Goal of the exercise ▸
Skip every image and restate the data word for word.

─── Data lines

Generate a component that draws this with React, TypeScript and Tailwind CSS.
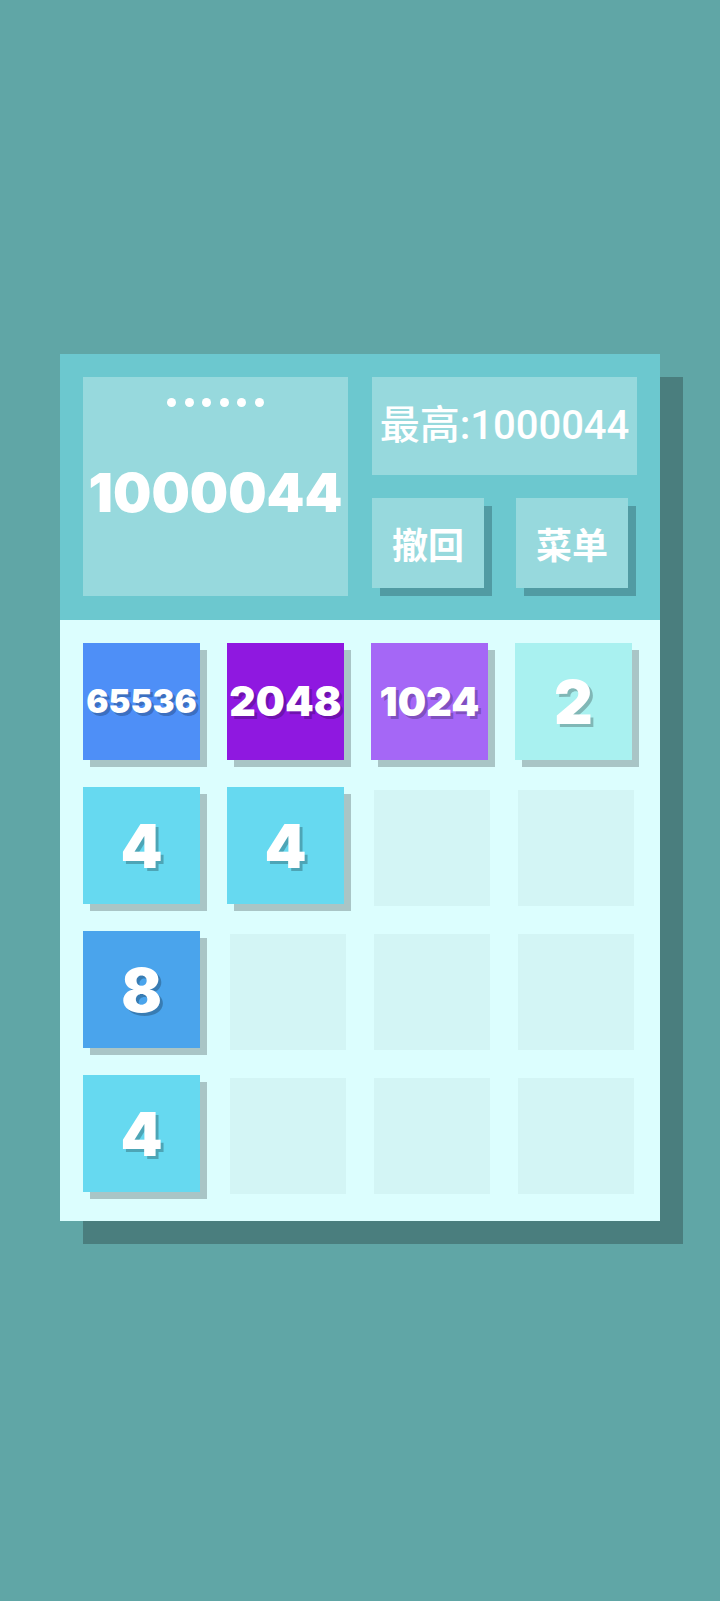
const board: (number | null)[][] = [
  [65536, 2048, 1024, 2],
  [4, 4, null, null],
  [8, null, null, null],
  [4, null, null, null],
];

const tileStyles: Record<number, string> = {
  2: 'bg-[#a9f1f0] text-[60px]',
  4: 'bg-[#66d9f0] text-[60px]',
  8: 'bg-[#4aa4ec] text-[60px]',
  1024: 'bg-[#a567f6] text-[40px]',
  2048: 'bg-[#8f18e0] text-[41px]',
  65536: 'bg-[#4e8ff7] text-[33px]',
};

function Cell({ value }: { value: number | null }) {
  if (value === null) {
    return <div className="w-[116px] h-[116px] bg-[#d3f5f5]" />;
  }
  return (
    <div className="w-[116px] h-[116px]">
      <div
        className={`w-[117px] h-[117px] -translate-x-[3px] -translate-y-[3px] flex items-center justify-center text-white font-black leading-none [box-shadow:7px_7px_0_#a9c5c6] [text-shadow:3px_3px_0_rgba(0,0,0,0.24)] ${tileStyles[value]}`}
      >
        {value}
      </div>
    </div>
  );
}

export default function App() {
  return (
    <div className="min-h-screen h-[1601px] bg-[#60a6a6] pt-[354px] pl-[60px] font-['Inter','Noto_Sans_CJK_SC',sans-serif]">
      <div className="w-[600px] [box-shadow:23px_23px_0_#4a7e7e]">
        {/* Header */}
        <div className="bg-[#6cc8cf] h-[266px] flex gap-[24px] p-[23px]">
          <div className="w-[265px] h-[219px] bg-[#97d9dd] flex flex-col items-center pt-[21px]">
            <div className="flex gap-[8.6px]">
              {[0, 1, 2, 3, 4, 5].map((i) => (
                <span key={i} className="w-[9px] h-[9px] rounded-full bg-white" />
              ))}
            </div>
            <div className="mt-[59px] text-white font-black text-[54px] leading-none">1000044</div>
          </div>
          <div className="w-[265px] flex flex-col">
            <div className="h-[98px] bg-[#97d9dd] flex items-center justify-center text-white text-[40px] font-medium leading-none font-['Roboto','Noto_Sans_CJK_SC',sans-serif]">
              最高:1000044
            </div>
            <div className="mt-[23px] flex gap-[32px]">
              <button className="w-[112px] h-[90px] bg-[#97d9dd] [box-shadow:8px_8px_0_#519ba3] text-white text-[36px] font-bold font-['Noto_Sans_CJK_SC',sans-serif] flex items-center justify-center">
                撤回
              </button>
              <button className="w-[112px] h-[90px] bg-[#97d9dd] [box-shadow:8px_8px_0_#519ba3] text-white text-[36px] font-bold font-['Noto_Sans_CJK_SC',sans-serif] flex items-center justify-center">
                菜单
              </button>
            </div>
          </div>
        </div>

        {/* Board */}
        <div className="bg-[#dcfefe] h-[601px] p-[26px] grid grid-cols-4 gap-[28px] content-start">
          {board.flat().map((v, i) => (
            <Cell key={i} value={v} />
          ))}
        </div>
      </div>
    </div>
  );
}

──────

Finished task ▸
Generate a component that draws this with React, TypeScript and Tailwind CSS.
const board: (number | null)[][] = [
  [65536, 2048, 1024, 2],
  [4, 4, null, null],
  [8, null, null, null],
  [4, null, null, null],
];

const tileStyles: Record<number, string> = {
  2: 'bg-[#a9f1f0] text-[60px]',
  4: 'bg-[#66d9f0] text-[60px]',
  8: 'bg-[#4aa4ec] text-[60px]',
  1024: 'bg-[#a567f6] text-[40px]',
  2048: 'bg-[#8f18e0] text-[41px]',
  65536: 'bg-[#4e8ff7] text-[33px]',
};

function Cell({ value }: { value: number | null }) {
  if (value === null) {
    return <div className="w-[116px] h-[116px] bg-[#d3f5f5]" />;
  }
  return (
    <div className="w-[116px] h-[116px]">
      <div
        className={`w-[117px] h-[117px] -translate-x-[3px] -translate-y-[3px] flex items-center justify-center text-white font-black leading-none [box-shadow:7px_7px_0_#a9c5c6] [text-shadow:3px_3px_0_rgba(0,0,0,0.24)] ${tileStyles[value]}`}
      >
        {value}
      </div>
    </div>
  );
}

export default function App() {
  return (
    <div className="min-h-screen h-[1601px] bg-[#60a6a6] pt-[354px] pl-[60px] font-['Inter','Noto_Sans_CJK_SC',sans-serif]">
      <div className="w-[600px] [box-shadow:23px_23px_0_#4a7e7e]">
        {/* Header */}
        <div className="bg-[#6cc8cf] h-[266px] flex gap-[24px] p-[23px]">
          <div className="w-[265px] h-[219px] bg-[#97d9dd] flex flex-col items-center pt-[21px]">
            <div className="flex gap-[8.6px]">
              {[0, 1, 2, 3, 4, 5].map((i) => (
                <span key={i} className="w-[9px] h-[9px] rounded-full bg-white" />
              ))}
            </div>
            <div className="mt-[59px] text-white font-black text-[54px] leading-none">1000044</div>
          </div>
          <div className="w-[265px] flex flex-col">
            <div className="h-[98px] bg-[#97d9dd] flex items-center justify-center text-white text-[40px] font-medium leading-none font-['Roboto','Noto_Sans_CJK_SC',sans-serif]">
              最高:1000044
            </div>
            <div className="mt-[23px] flex gap-[32px]">
              <button className="w-[112px] h-[90px] bg-[#97d9dd] [box-shadow:8px_8px_0_#519ba3] text-white text-[36px] font-bold font-['Noto_Sans_CJK_SC',sans-serif] flex items-center justify-center">
                撤回
              </button>
              <button className="w-[112px] h-[90px] bg-[#97d9dd] [box-shadow:8px_8px_0_#519ba3] text-white text-[36px] font-bold font-['Noto_Sans_CJK_SC',sans-serif] flex items-center justify-center">
                菜单
              </button>
            </div>
          </div>
        </div>

        {/* Board */}
        <div className="bg-[#dcfefe] h-[601px] p-[26px] grid grid-cols-4 gap-[28px] content-start">
          {board.flat().map((v, i) => (
            <Cell key={i} value={v} />
          ))}
        </div>
      </div>
    </div>
  );
}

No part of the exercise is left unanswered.